Dark matter at all scales: from the Galactic center to the entire halo

17 May 2022, 16:30
20m

Speaker

Carlos Raúl Argüelles (Universidad Nacional de La Plata)

Description

Relaxation mechanisms of collisionless self-gravitating systems of fermions in cosmology, can lead to spherical equilibrium states which are stable, long-lived, and able to explain the dark matter (DM) halos in galaxies. We show that the most general fermionic DM profile out of such a mechanism, develops a degenerate compact core which is surrounded by an extended halo. When applied to the Milky Way, it is demonstrated that while the outer halo can explain the rotation curve of the Galaxy, the central DM-core explain the dynamics of all the best resolved S-cluster stars orbiting SgrA *, without the need of assuming a central black hole (BH). In particular it is shown how this dense DM-core alternative to the BH can pass the test of General Relativistic effects including the gravitational redshift and the periapsis precession of the S2 star. On halo scales, and independently of rotation curve tracers, it is further shown the ability of the fermionic DM profile to explain the kinematics of recently detected stellar streams by the GAIA mission.
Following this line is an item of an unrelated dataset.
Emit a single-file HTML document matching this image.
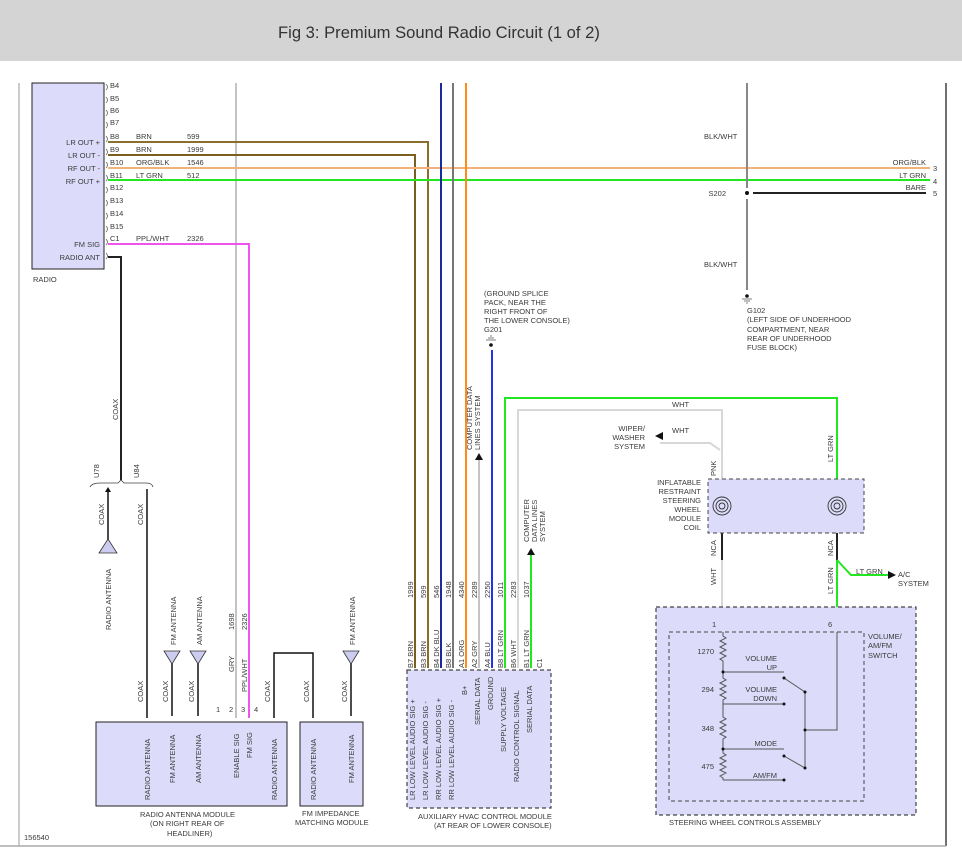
<!DOCTYPE html>
<html><head><meta charset="utf-8"><style>
html,body{margin:0;padding:0;background:#fff;}
svg{display:block;}
text{font-family:"Liberation Sans",sans-serif;font-size:7.5px;fill:#3a3a3a;}
.t{font-size:16.6px;fill:#333;}
</style></head><body>
<svg width="962" height="865" viewBox="0 0 962 865" xmlns="http://www.w3.org/2000/svg">
<rect x="0" y="0" width="962" height="61" fill="#d4d4d4"/>
<text class="t" x="278" y="38">Fig 3: Premium Sound Radio Circuit (1 of 2)</text>
<line x1="19" y1="83" x2="19" y2="846" stroke="#aaa" stroke-width="1.2"/>
<line x1="946" y1="83" x2="946" y2="846" stroke="#111" stroke-width="1.2"/>
<line x1="0" y1="846" x2="946" y2="846" stroke="#aaa" stroke-width="1.5"/>
<text x="24" y="840">156540</text>

<rect x="32" y="83" width="72" height="186" fill="#dcdcfa" stroke="#222" stroke-width="1"/>
<text x="33" y="282">RADIO</text>
<g text-anchor="end">
<text x="100" y="145">LR OUT +</text><text x="100" y="158">LR OUT -</text>
<text x="100" y="171">RF OUT -</text><text x="100" y="184">RF OUT +</text>
<text x="100" y="247">FM SIG</text><text x="100" y="260">RADIO ANT</text>
</g>
<g>
<text x="110" y="88">B4</text><text x="110" y="101">B5</text><text x="110" y="113">B6</text><text x="110" y="125">B7</text>
<text x="110" y="139">B8</text><text x="110" y="152">B9</text><text x="110" y="165">B10</text><text x="110" y="178">B11</text>
<text x="110" y="190">B12</text><text x="110" y="203">B13</text><text x="110" y="216">B14</text><text x="110" y="229">B15</text><text x="110" y="241">C1</text>
<text x="136" y="139">BRN</text><text x="187" y="139">599</text>
<text x="136" y="152">BRN</text><text x="187" y="152">1999</text>
<text x="136" y="165">ORG/BLK</text><text x="187" y="165">1546</text>
<text x="136" y="178">LT GRN</text><text x="187" y="178">512</text>
<text x="136" y="241">PPL/WHT</text><text x="187" y="241">2326</text>
</g>
<g fill="none" stroke="#666" stroke-width="0.8">
<path d="M106 84 q3 3 0 6 M106 97 q3 3 0 6 M106 110 q3 3 0 6 M106 122 q3 3 0 6 M106 136 q3 3 0 6 M106 149 q3 3 0 6 M106 162 q3 3 0 6 M106 175 q3 3 0 6 M106 187 q3 3 0 6 M106 200 q3 3 0 6 M106 213 q3 3 0 6 M106 226 q3 3 0 6 M106 239 q3 3 0 6 M106 253 q3 3 0 6"/>
</g>

<g fill="none" stroke-width="2">
<line x1="236" y1="83" x2="236" y2="718" stroke="#c4c4c4"/>
<path d="M108 142 H428 V668" stroke="#8a6e2e"/>
<path d="M108 155 H415 V668" stroke="#7a5e20"/>
<line x1="108" y1="168" x2="930" y2="168" stroke="#f2b27a"/>
<line x1="108" y1="180" x2="930" y2="180" stroke="#22e622"/>
<path d="M108 244 H249 V718" stroke="#ee55ee"/>
<path d="M108 257 H121 V480" stroke="#222"/>
<line x1="441" y1="83" x2="441" y2="668" stroke="#1a2a9a"/>
<line x1="453" y1="83" x2="453" y2="668" stroke="#777"/>
<line x1="466" y1="83" x2="466" y2="668" stroke="#ff8c1a"/>
<line x1="479" y1="460" x2="479" y2="668" stroke="#c4c4c4"/>
<line x1="492" y1="350" x2="492" y2="668" stroke="#2233ee"/>
<path d="M505 668 V398 H837 V479" stroke="#22e622"/>
<path d="M518 668 V410 H722 V479" stroke="#d8d8d8"/>
<path d="M720 450 L710 443 H660" stroke="#d8d8d8"/>
<line x1="531" y1="555" x2="531" y2="668" stroke="#22e622"/>
<line x1="747" y1="83" x2="747" y2="188" stroke="#888"/>
<line x1="747" y1="199" x2="747" y2="290" stroke="#888"/>
<line x1="753" y1="193" x2="926" y2="193" stroke="#222"/>
<line x1="722" y1="480" x2="722" y2="525" stroke="#f29aaa"/>
<line x1="722" y1="533" x2="722" y2="632" stroke="#d8d8d8"/>
<line x1="722" y1="533" x2="722" y2="560" stroke="#222"/>
<line x1="837" y1="533" x2="837" y2="560" stroke="#222"/>
<path d="M837 560 V632" stroke="#22e622"/>
<path d="M837 560 L851 575 H888" stroke="#22e622"/>
</g>
<polygon points="655,436 663,432 663,440" fill="#111"/>
<polygon points="896,575 888,571 888,579" fill="#111"/>
<polygon points="479,453 475,460 483,460" fill="#111"/>
<polygon points="531,548 527,555 535,555" fill="#111"/>
<circle cx="747" cy="193" r="2" fill="#111"/>
<text x="726" y="196" text-anchor="end">S202</text>
<text x="704" y="139">BLK/WHT</text><text x="704" y="267">BLK/WHT</text>
<g text-anchor="end"><text x="926" y="165">ORG/BLK</text><text x="926" y="178">LT GRN</text><text x="926" y="190">BARE</text></g>
<text x="933" y="171">3</text><text x="933" y="184">4</text><text x="933" y="196">5</text>
<circle cx="747" cy="296" r="1.8" fill="#111"/>
<path d="M742 299 H752 M744 301 H750 M746 303 H748" stroke="#555" stroke-width="0.8"/>
<text x="747" y="313">G102</text><text x="747" y="322">(LEFT SIDE OF UNDERHOOD</text><text x="747" y="332">COMPARTMENT, NEAR</text><text x="747" y="341">REAR OF UNDERHOOD</text><text x="747" y="350">FUSE BLOCK)</text>
<text x="484" y="296">(GROUND SPLICE</text><text x="484" y="305">PACK, NEAR THE</text><text x="484" y="314">RIGHT FRONT OF</text><text x="484" y="323">THE LOWER CONSOLE)</text><text x="484" y="332">G201</text>
<circle cx="491" cy="345" r="1.8" fill="#111"/>
<path d="M486 340 H496 M488 338 H494 M490 336 H492" stroke="#555" stroke-width="0.8"/>
<g>
<text transform="translate(472,450) rotate(-90)">COMPUTER DATA</text>
<text transform="translate(480,450) rotate(-90)">LINES SYSTEM</text>
<text transform="translate(529,542) rotate(-90)">COMPUTER</text>
<text transform="translate(537,542) rotate(-90)">DATA LINES</text>
<text transform="translate(545,542) rotate(-90)">SYSTEM</text>
<text transform="translate(118,420) rotate(-90)">COAX</text>
</g>
<text x="672" y="407">WHT</text><text x="672" y="433">WHT</text>
<g text-anchor="end"><text x="645" y="431">WIPER/</text><text x="645" y="440">WASHER</text><text x="645" y="449">SYSTEM</text></g>
<text x="856" y="574">LT GRN</text><text x="898" y="577">A/C</text><text x="898" y="586">SYSTEM</text>

<rect x="708" y="479" width="156" height="54" fill="#dcdcfa" stroke="#444" stroke-dasharray="4,3"/>
<g fill="none" stroke="#333" stroke-width="0.9">
<circle cx="722" cy="506" r="9"/><circle cx="722" cy="506" r="6"/><circle cx="722" cy="506" r="3"/>
<circle cx="837" cy="506" r="9"/><circle cx="837" cy="506" r="6"/><circle cx="837" cy="506" r="3"/>
</g>
<g text-anchor="end"><text x="701" y="485">INFLATABLE</text><text x="701" y="494">RESTRAINT</text><text x="701" y="503">STEERING</text><text x="701" y="512">WHEEL</text><text x="701" y="521">MODULE</text><text x="701" y="530">COIL</text></g>
<g>
<text transform="translate(716,476) rotate(-90)">PNK</text>
<text transform="translate(833,462) rotate(-90)">LT GRN</text>
<text transform="translate(716,556) rotate(-90)">NCA</text>
<text transform="translate(833,556) rotate(-90)">NCA</text>
<text transform="translate(716,585) rotate(-90)">WHT</text>
<text transform="translate(833,594) rotate(-90)">LT GRN</text>
</g>

<rect x="656" y="607" width="260" height="208" fill="#dcdcfa" stroke="#444" stroke-dasharray="4,3" stroke-width="1.2"/>
<rect x="669" y="632" width="195" height="169" fill="none" stroke="#444" stroke-dasharray="4,3"/>
<text x="712" y="627">1</text><text x="828" y="627">6</text>
<text x="868" y="639">VOLUME/</text><text x="868" y="648">AM/FM</text><text x="868" y="658">SWITCH</text>
<text x="669" y="825">STEERING WHEEL CONTROLS ASSEMBLY</text>
<g fill="none" stroke="#555" stroke-width="1">
<path d="M723 632 V636 l3 2 -6 3 6 3 -6 3 6 3 -6 3 6 3 -6 3 3 2 V678 l3 2 -6 3 6 3 -6 3 6 3 -6 3 6 3 -3 2 V717 l3 2 -6 3 6 3 -6 3 6 3 -6 3 6 3 -3 2 V753 l3 2 -6 3 6 3 -6 3 6 3 -6 3 6 3 -6 3 3 2 V780"/>
<path d="M723 672 H784 M723 704 H784 M723 749 H784 M723 780 H784"/>
<path d="M784 678 L805 692 V768 L784 756 M805 730 H837 V632"/>
</g>
<g fill="#111"><circle cx="723" cy="672" r="1.5"/><circle cx="723" cy="749" r="1.5"/><circle cx="784" cy="704" r="1.5"/><circle cx="784" cy="780" r="1.5"/><circle cx="784" cy="678" r="1.5"/><circle cx="784" cy="756" r="1.5"/><circle cx="805" cy="692" r="1.5"/><circle cx="805" cy="768" r="1.5"/><circle cx="805" cy="730" r="1.5"/></g>
<g text-anchor="end"><text x="714" y="654">1270</text><text x="714" y="692">294</text><text x="714" y="731">348</text><text x="714" y="769">475</text>
<text x="777" y="661">VOLUME</text><text x="777" y="670">UP</text><text x="777" y="692">VOLUME</text><text x="777" y="701">DOWN</text><text x="777" y="746">MODE</text><text x="777" y="778">AM/FM</text></g>

<rect x="407" y="670" width="144" height="138" fill="#dcdcfa" stroke="#444" stroke-dasharray="4,3" stroke-width="1.2"/>
<text x="418" y="819">AUXILIARY HVAC CONTROL MODULE</text><text x="434" y="828">(AT REAR OF LOWER CONSOLE)</text>
<g>
<text transform="translate(413,668) rotate(-90)">B7  BRN</text><text transform="translate(413,598) rotate(-90)">1999</text>
<text transform="translate(426,668) rotate(-90)">B3  BRN</text><text transform="translate(426,598) rotate(-90)">599</text>
<text transform="translate(439,668) rotate(-90)">B4  DK BLU</text><text transform="translate(439,598) rotate(-90)">546</text>
<text transform="translate(451,668) rotate(-90)">B8  BLK</text><text transform="translate(451,598) rotate(-90)">1948</text>
<text transform="translate(464,668) rotate(-90)">A1  ORG</text><text transform="translate(464,598) rotate(-90)">4340</text>
<text transform="translate(477,668) rotate(-90)">A2  GRY</text><text transform="translate(477,598) rotate(-90)">2289</text>
<text transform="translate(490,668) rotate(-90)">A4  BLU</text><text transform="translate(490,598) rotate(-90)">2250</text>
<text transform="translate(503,668) rotate(-90)">B8  LT GRN</text><text transform="translate(503,598) rotate(-90)">1011</text>
<text transform="translate(516,668) rotate(-90)">B6    WHT</text><text transform="translate(516,598) rotate(-90)">2283</text>
<text transform="translate(529,668) rotate(-90)">B1  LT GRN</text><text transform="translate(529,598) rotate(-90)">1037</text>
<text transform="translate(542,668) rotate(-90)">C1</text>
<text transform="translate(415,800) rotate(-90)">LR LOW LEVEL AUDIO SIG +</text>
<text transform="translate(428,800) rotate(-90)">LR LOW LEVEL AUDIO SIG -</text>
<text transform="translate(441,800) rotate(-90)">RR LOW LEVEL AUDIO SIG +</text>
<text transform="translate(454,800) rotate(-90)">RR LOW LEVEL AUDIO SIG -</text>
<text transform="translate(467,695) rotate(-90)">B+</text>
<text transform="translate(480,725) rotate(-90)">SERIAL DATA</text>
<text transform="translate(493,710) rotate(-90)">GROUND</text>
<text transform="translate(506,752) rotate(-90)">SUPPLY VOLTAGE</text>
<text transform="translate(519,782) rotate(-90)">RADIO CONTROL SIGNAL</text>
<text transform="translate(532,733) rotate(-90)">SERIAL DATA</text>
</g>

<path d="M90 487 Q92 483 100 483 H118 L121 480 L124 483 H146 Q152 483 153 487" fill="none" stroke="#444" stroke-width="0.8"/>
<text transform="translate(99,478) rotate(-90)">U78</text><text transform="translate(139,478) rotate(-90)">U84</text>
<g stroke="#111" stroke-width="1.5" fill="none">
<line x1="108" y1="489" x2="108" y2="553"/>
<line x1="147" y1="489" x2="147" y2="718"/>
<line x1="172" y1="651" x2="172" y2="716"/>
<line x1="198" y1="651" x2="198" y2="716"/>
<line x1="351" y1="651" x2="351" y2="716"/>
<path d="M274 718 V653 H313 V718"/>
</g>
<g fill="#ccccf0" stroke="#333" stroke-width="0.8">
<polygon points="108,539 99,553 117,553"/>
<polygon points="164,651 180,651 172,664"/>
<polygon points="190,651 206,651 198,664"/>
<polygon points="343,651 359,651 351,664"/>
</g>
<polygon points="108,487 105,492 111,492" fill="#111"/>
<g>
<text transform="translate(104,525) rotate(-90)">COAX</text><text transform="translate(143,525) rotate(-90)">COAX</text>
<text transform="translate(111,630) rotate(-90)">RADIO ANTENNA</text>
<text transform="translate(176,645) rotate(-90)">FM ANTENNA</text>
<text transform="translate(202,645) rotate(-90)">AM ANTENNA</text>
<text transform="translate(355,645) rotate(-90)">FM ANTENNA</text>
<text transform="translate(234,630) rotate(-90)">1698</text><text transform="translate(234,672) rotate(-90)">GRY</text>
<text transform="translate(247,630) rotate(-90)">2326</text><text transform="translate(247,692) rotate(-90)">PPL/WHT</text>
<text transform="translate(143,702) rotate(-90)">COAX</text><text transform="translate(168,702) rotate(-90)">COAX</text>
<text transform="translate(194,702) rotate(-90)">COAX</text><text transform="translate(270,702) rotate(-90)">COAX</text>
<text transform="translate(309,702) rotate(-90)">COAX</text><text transform="translate(347,702) rotate(-90)">COAX</text>
</g>
<text x="216" y="712">1</text><text x="229" y="712">2</text><text x="241" y="712">3</text><text x="254" y="712">4</text>
<rect x="96" y="722" width="191" height="84" fill="#dcdcfa" stroke="#222"/>
<rect x="300" y="722" width="63" height="84" fill="#dcdcfa" stroke="#222"/>
<g>
<text transform="translate(150,800) rotate(-90)">RADIO ANTENNA</text>
<text transform="translate(175,783) rotate(-90)">FM ANTENNA</text>
<text transform="translate(201,783) rotate(-90)">AM ANTENNA</text>
<text transform="translate(239,778) rotate(-90)">ENABLE SIG</text>
<text transform="translate(252,758) rotate(-90)">FM SIG</text>
<text transform="translate(277,800) rotate(-90)">RADIO ANTENNA</text>
<text transform="translate(316,800) rotate(-90)">RADIO ANTENNA</text>
<text transform="translate(354,783) rotate(-90)">FM ANTENNA</text>
</g>
<text x="140" y="817">RADIO ANTENNA MODULE</text><text x="150" y="826">(ON RIGHT REAR OF</text><text x="167" y="836">HEADLINER)</text>
<text x="302" y="816">FM IMPEDANCE</text><text x="295" y="825">MATCHING MODULE</text>
</svg>
</body></html>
Finally, this fermionic DM model can provide a mechanism of supermassive BH formation from the core-collapse of the central core, leading to a paradigm shift in the understanding of galactic halos in terms of quantum fermionic particles.

Primary authors

Carlos Raúl Argüelles (Universidad Nacional de La Plata) Remo Ruffini (ICRANet, ICRA, INAF) Jorge Armando Rueda Hernandez (ICRANet)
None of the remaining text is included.